**PROBLEM TO WORK ON**
Retype the whole listing, please, keeping every line exact and dropping the pictures.

**DATA PROVIDED**
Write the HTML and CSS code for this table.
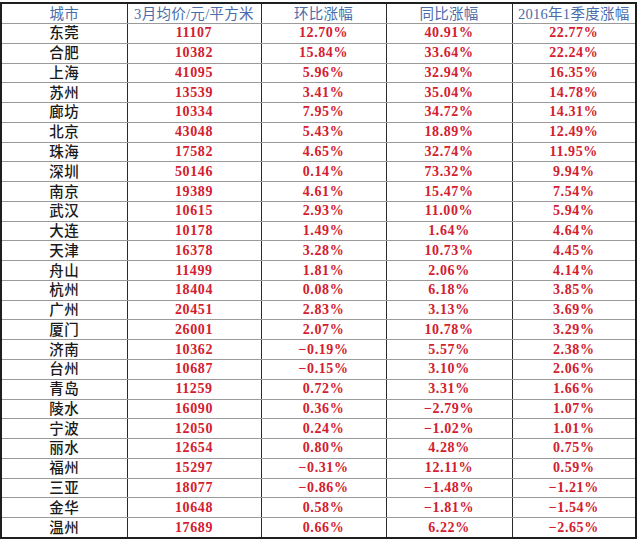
FILE: index.html
```html
<!DOCTYPE html>
<html lang="zh-CN">
<head>
<meta charset="utf-8">
<title>3月房价</title>
<link rel="stylesheet" href="styles.css">
</head>
<body>
<table class="price-table">
  <colgroup>
    <col class="c1"><col class="c2"><col class="c3"><col class="c4"><col class="c5">
  </colgroup>
  <thead>
    <tr class="head-row">
      <th>城市</th><th>3月均价/元/平方米</th><th>环比涨幅</th><th>同比涨幅</th><th>2016年1季度涨幅</th>
    </tr>
  </thead>
  <tbody>
    <tr><td class="city">东莞</td><td>11107</td><td>12.70%</td><td>40.91%</td><td>22.77%</td></tr>
    <tr><td class="city">合肥</td><td>10382</td><td>15.84%</td><td>33.64%</td><td>22.24%</td></tr>
    <tr><td class="city">上海</td><td>41095</td><td>5.96%</td><td>32.94%</td><td>16.35%</td></tr>
    <tr><td class="city">苏州</td><td>13539</td><td>3.41%</td><td>35.04%</td><td>14.78%</td></tr>
    <tr><td class="city">廊坊</td><td>10334</td><td>7.95%</td><td>34.72%</td><td>14.31%</td></tr>
    <tr><td class="city">北京</td><td>43048</td><td>5.43%</td><td>18.89%</td><td>12.49%</td></tr>
    <tr><td class="city">珠海</td><td>17582</td><td>4.65%</td><td>32.74%</td><td>11.95%</td></tr>
    <tr><td class="city">深圳</td><td>50146</td><td>0.14%</td><td>73.32%</td><td>9.94%</td></tr>
    <tr><td class="city">南京</td><td>19389</td><td>4.61%</td><td>15.47%</td><td>7.54%</td></tr>
    <tr><td class="city">武汉</td><td>10615</td><td>2.93%</td><td>11.00%</td><td>5.94%</td></tr>
    <tr><td class="city">大连</td><td>10178</td><td>1.49%</td><td>1.64%</td><td>4.64%</td></tr>
    <tr><td class="city">天津</td><td>16378</td><td>3.28%</td><td>10.73%</td><td>4.45%</td></tr>
    <tr><td class="city">舟山</td><td>11499</td><td>1.81%</td><td>2.06%</td><td>4.14%</td></tr>
    <tr><td class="city">杭州</td><td>18404</td><td>0.08%</td><td>6.18%</td><td>3.85%</td></tr>
    <tr><td class="city">广州</td><td>20451</td><td>2.83%</td><td>3.13%</td><td>3.69%</td></tr>
    <tr><td class="city">厦门</td><td>26001</td><td>2.07%</td><td>10.78%</td><td>3.29%</td></tr>
    <tr><td class="city">济南</td><td>10362</td><td>−0.19%</td><td>5.57%</td><td>2.38%</td></tr>
    <tr><td class="city">台州</td><td>10687</td><td>−0.15%</td><td>3.10%</td><td>2.06%</td></tr>
    <tr><td class="city">青岛</td><td>11259</td><td>0.72%</td><td>3.31%</td><td>1.66%</td></tr>
    <tr><td class="city">陵水</td><td>16090</td><td>0.36%</td><td>−2.79%</td><td>1.07%</td></tr>
    <tr><td class="city">宁波</td><td>12050</td><td>0.24%</td><td>−1.02%</td><td>1.01%</td></tr>
    <tr><td class="city">丽水</td><td>12654</td><td>0.80%</td><td>4.28%</td><td>0.75%</td></tr>
    <tr><td class="city">福州</td><td>15297</td><td>−0.31%</td><td>12.11%</td><td>0.59%</td></tr>
    <tr><td class="city">三亚</td><td>18077</td><td>−0.86%</td><td>−1.48%</td><td>−1.21%</td></tr>
    <tr><td class="city">金华</td><td>10648</td><td>0.58%</td><td>−1.81%</td><td>−1.54%</td></tr>
    <tr><td class="city">温州</td><td>17689</td><td>0.66%</td><td>6.22%</td><td>−2.65%</td></tr>
  </tbody>
</table>
</body>
</html>
```

FILE: styles.css
```css
html, body {
  margin: 0;
  padding: 0;
  background: #ffffff;
}

body {
  padding-top: 2px;
}

.price-table {
  border-collapse: collapse;
  table-layout: fixed;
  width: 637px;
  border: 2px solid #1e1e1e;
  font-family: "Liberation Serif", "Noto Sans CJK SC", serif;
}

.c1 { width: 126px; }
.c2 { width: 134px; }
.c3 { width: 125px; }
.c4 { width: 126px; }
.c5 { width: 124px; }

.price-table th,
.price-table td {
  padding: 0;
  text-align: center;
  vertical-align: middle;
  border-left: 1px solid #2a2a2a;
  border-right: 1px solid #2a2a2a;
  border-top: 1px solid #9a9a9a;
  border-bottom: 1px solid #9a9a9a;
  white-space: nowrap;
  overflow: hidden;
  line-height: 16px;
}

.head-row th {
  height: 19px;
  font-size: 14.5px;
  font-weight: normal;
  color: #4a6cab;
  letter-spacing: 0.3px;
}

.price-table td {
  height: 18.77px;
  font-size: 14px;
  font-weight: bold;
  color: #d2202f;
  letter-spacing: 0.6px;
}

.price-table td.city {
  color: #1a1a1a;
  font-size: 14.5px;
  font-weight: 500;
  letter-spacing: 0.5px;
}
```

**TASK ANSWER**
Write the HTML and CSS code for this table.
FILE: index.html
```html
<!DOCTYPE html>
<html lang="zh-CN">
<head>
<meta charset="utf-8">
<title>3月房价</title>
<link rel="stylesheet" href="styles.css">
</head>
<body>
<table class="price-table">
  <colgroup>
    <col class="c1"><col class="c2"><col class="c3"><col class="c4"><col class="c5">
  </colgroup>
  <thead>
    <tr class="head-row">
      <th>城市</th><th>3月均价/元/平方米</th><th>环比涨幅</th><th>同比涨幅</th><th>2016年1季度涨幅</th>
    </tr>
  </thead>
  <tbody>
    <tr><td class="city">东莞</td><td>11107</td><td>12.70%</td><td>40.91%</td><td>22.77%</td></tr>
    <tr><td class="city">合肥</td><td>10382</td><td>15.84%</td><td>33.64%</td><td>22.24%</td></tr>
    <tr><td class="city">上海</td><td>41095</td><td>5.96%</td><td>32.94%</td><td>16.35%</td></tr>
    <tr><td class="city">苏州</td><td>13539</td><td>3.41%</td><td>35.04%</td><td>14.78%</td></tr>
    <tr><td class="city">廊坊</td><td>10334</td><td>7.95%</td><td>34.72%</td><td>14.31%</td></tr>
    <tr><td class="city">北京</td><td>43048</td><td>5.43%</td><td>18.89%</td><td>12.49%</td></tr>
    <tr><td class="city">珠海</td><td>17582</td><td>4.65%</td><td>32.74%</td><td>11.95%</td></tr>
    <tr><td class="city">深圳</td><td>50146</td><td>0.14%</td><td>73.32%</td><td>9.94%</td></tr>
    <tr><td class="city">南京</td><td>19389</td><td>4.61%</td><td>15.47%</td><td>7.54%</td></tr>
    <tr><td class="city">武汉</td><td>10615</td><td>2.93%</td><td>11.00%</td><td>5.94%</td></tr>
    <tr><td class="city">大连</td><td>10178</td><td>1.49%</td><td>1.64%</td><td>4.64%</td></tr>
    <tr><td class="city">天津</td><td>16378</td><td>3.28%</td><td>10.73%</td><td>4.45%</td></tr>
    <tr><td class="city">舟山</td><td>11499</td><td>1.81%</td><td>2.06%</td><td>4.14%</td></tr>
    <tr><td class="city">杭州</td><td>18404</td><td>0.08%</td><td>6.18%</td><td>3.85%</td></tr>
    <tr><td class="city">广州</td><td>20451</td><td>2.83%</td><td>3.13%</td><td>3.69%</td></tr>
    <tr><td class="city">厦门</td><td>26001</td><td>2.07%</td><td>10.78%</td><td>3.29%</td></tr>
    <tr><td class="city">济南</td><td>10362</td><td>−0.19%</td><td>5.57%</td><td>2.38%</td></tr>
    <tr><td class="city">台州</td><td>10687</td><td>−0.15%</td><td>3.10%</td><td>2.06%</td></tr>
    <tr><td class="city">青岛</td><td>11259</td><td>0.72%</td><td>3.31%</td><td>1.66%</td></tr>
    <tr><td class="city">陵水</td><td>16090</td><td>0.36%</td><td>−2.79%</td><td>1.07%</td></tr>
    <tr><td class="city">宁波</td><td>12050</td><td>0.24%</td><td>−1.02%</td><td>1.01%</td></tr>
    <tr><td class="city">丽水</td><td>12654</td><td>0.80%</td><td>4.28%</td><td>0.75%</td></tr>
    <tr><td class="city">福州</td><td>15297</td><td>−0.31%</td><td>12.11%</td><td>0.59%</td></tr>
    <tr><td class="city">三亚</td><td>18077</td><td>−0.86%</td><td>−1.48%</td><td>−1.21%</td></tr>
    <tr><td class="city">金华</td><td>10648</td><td>0.58%</td><td>−1.81%</td><td>−1.54%</td></tr>
    <tr><td class="city">温州</td><td>17689</td><td>0.66%</td><td>6.22%</td><td>−2.65%</td></tr>
  </tbody>
</table>
</body>
</html>
```

FILE: styles.css
```css
html, body {
  margin: 0;
  padding: 0;
  background: #ffffff;
}

body {
  padding-top: 2px;
}

.price-table {
  border-collapse: collapse;
  table-layout: fixed;
  width: 637px;
  border: 2px solid #1e1e1e;
  font-family: "Liberation Serif", "Noto Sans CJK SC", serif;
}

.c1 { width: 126px; }
.c2 { width: 134px; }
.c3 { width: 125px; }
.c4 { width: 126px; }
.c5 { width: 124px; }

.price-table th,
.price-table td {
  padding: 0;
  text-align: center;
  vertical-align: middle;
  border-left: 1px solid #2a2a2a;
  border-right: 1px solid #2a2a2a;
  border-top: 1px solid #9a9a9a;
  border-bottom: 1px solid #9a9a9a;
  white-space: nowrap;
  overflow: hidden;
  line-height: 16px;
}

.head-row th {
  height: 19px;
  font-size: 14.5px;
  font-weight: normal;
  color: #4a6cab;
  letter-spacing: 0.3px;
}

.price-table td {
  height: 18.77px;
  font-size: 14px;
  font-weight: bold;
  color: #d2202f;
  letter-spacing: 0.6px;
}

.price-table td.city {
  color: #1a1a1a;
  font-size: 14.5px;
  font-weight: 500;
  letter-spacing: 0.5px;
}
```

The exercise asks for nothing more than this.